On Sun, May 10, 2026 at 4:07 PM Rob Meijer <pib...@gmail.com> wrote:
>
>
> On Sun, May 10, 2026 at 6:13 PM Chris Hibbert <hib...@mydruthers.com> wrote:
>>
>> On 5/9/26 5:29 AM, Douglas Crockford wrote:
>> > The problem is with the int class of types. Overflow is inevitable,
>> > signed or unsigned, and the consequences can be devastating. The
>> > solution is to eliminate int in all of its forms. Instead, have a single
>> > floating point type that has excellemt performance on integers. You get
>> > the performance and eliminate the danger. That is what DEC64 does.
>>
>> My problem with going straight to floats is that you end up having to
>> carry around 5.0001, and decide whether to tell the user it might as
>> well have been 5. And similarly, dividing by 3 and then multiplying by
>> 3 loses precision.
>>
> By choosing floats you gain range by giving up on exact results. I think it should be a last resort when either you run out of bits and have no other option, or when you need fundamantaly limited fidelity representations of irrationals that bind any results to a non-perfect accuracy level.
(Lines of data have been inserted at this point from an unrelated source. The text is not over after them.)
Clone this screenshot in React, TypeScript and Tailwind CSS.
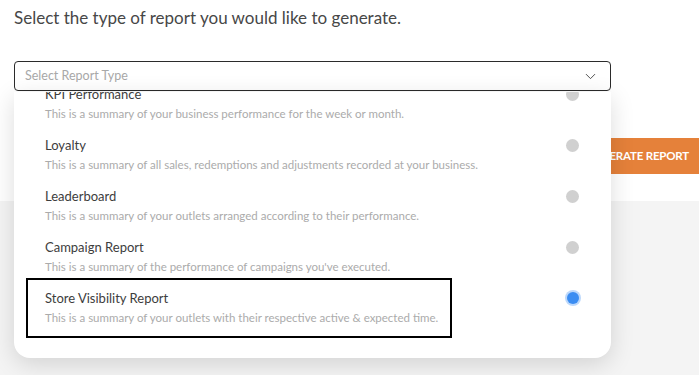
import React from 'react';
import { ChevronDown } from 'lucide-react';

interface ReportOption {
  title: string;
  description: string;
}

const options: ReportOption[] = [
  { title: 'KPI Performance', description: 'This is a summary of your business performance for the week or month.' },
  { title: 'Loyalty', description: 'This is a summary of all sales, redemptions and adjustments recorded at your business.' },
  { title: 'Leaderboard', description: 'This is a summary of your outlets arranged according to their performance.' },
  { title: 'Campaign Report', description: "This is a summary of the performance of campaigns you've executed." },
  { title: 'Store Visibility Report', description: 'This is a summary of your outlets with their respective active & expected time.' },
];

const selected = 'Store Visibility Report';

const OptionRow = ({ option }: { option: ReportOption }) => {
  const isSelected = option.title === selected;

  return (
    <div className="relative flex h-[51px] items-start justify-between pl-[31px] pr-[32px]">
      <div className="pt-[12px]">
        <div className="text-[13px] leading-[16px] text-[#3d3d3d]">{option.title}</div>
        <div className="mt-[5px] text-[11.5px] leading-[14px] text-[#ababab]">{option.description}</div>
      </div>
      {isSelected ? (
        <span className="mt-[14px] h-[12px] w-[12px] rounded-full bg-[#3b8df2] ring-2 ring-[#bcd8fb]" />
      ) : (
        <span className="mt-[14px] h-[13px] w-[13px] rounded-full bg-[#d0d0d0]" />
      )}
      {/* annotation round the chosen row */}
      {isSelected && (
        <div className="pointer-events-none absolute left-[12px] top-0 h-[60px] w-[426px] border-2 border-black" />
      )}
    </div>
  );
};

export default function App() {
  return (
    <div className="h-[375px] w-[699px] overflow-hidden bg-[#f4f4f4] font-['Lato',sans-serif]">
      <div className="h-[201px] bg-white">
        <h1 className="pl-[14px] pt-[6px] text-[17px] leading-[24px] text-[#474747]">
          Select the type of report you would like to generate.
        </h1>

        <div className="relative z-10 ml-[14px] mt-[31px] w-[597px]">
          <div className="flex h-[30px] items-center justify-between rounded-[4px] border border-[#2b2b2b] bg-white pl-[10px] pr-[11px]">
            <span className="text-[12.5px] text-[#a8a8a8]">Select Report Type</span>
            <ChevronDown size={17} strokeWidth={1.3} className="text-[#444]" />
          </div>

          <div className="absolute left-0 right-0 top-[31px] h-[266px] overflow-hidden rounded-b-[16px] bg-white shadow-[0_6px_24px_rgba(0,0,0,0.14)]">
            <div className="-mt-[18px]">
              {options.map((o) => (
                <OptionRow key={o.title} option={o} />
              ))}
            </div>
          </div>
        </div>

        <div className="mt-[47px] flex justify-end">
          <button className="h-[36px] bg-[#e5813a] pl-[14px] pr-[10px] text-[11.5px] font-bold tracking-[-0.2px] text-white">
            GENERATE REPORT
          </button>
        </div>
      </div>
    </div>
  );
}
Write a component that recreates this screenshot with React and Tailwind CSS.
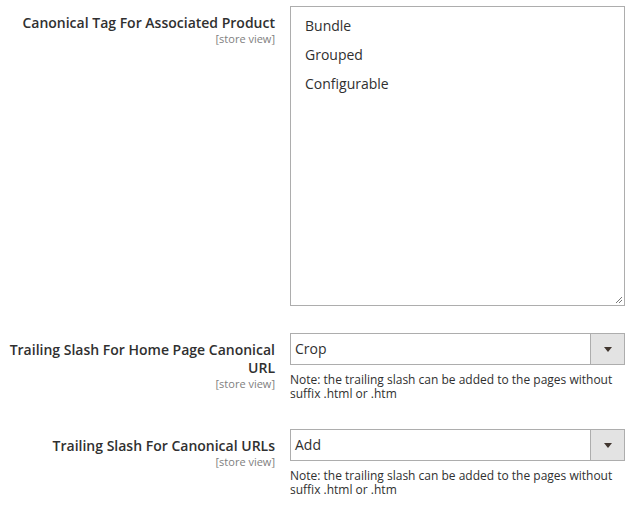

> And once that happens, I believe that you end up with a split. Once you go float, mixing types converges to the lowest fidelity. As long as you can avoid it, muxing types converges to bigger and bigger representation types.
>

There is also that once you get rid of types restricted to non
negative values, lots of things make no sense when given negative or
fractional value, like array indexing x[-5/3], which just forces the
introduction of a bunch of runtime errors.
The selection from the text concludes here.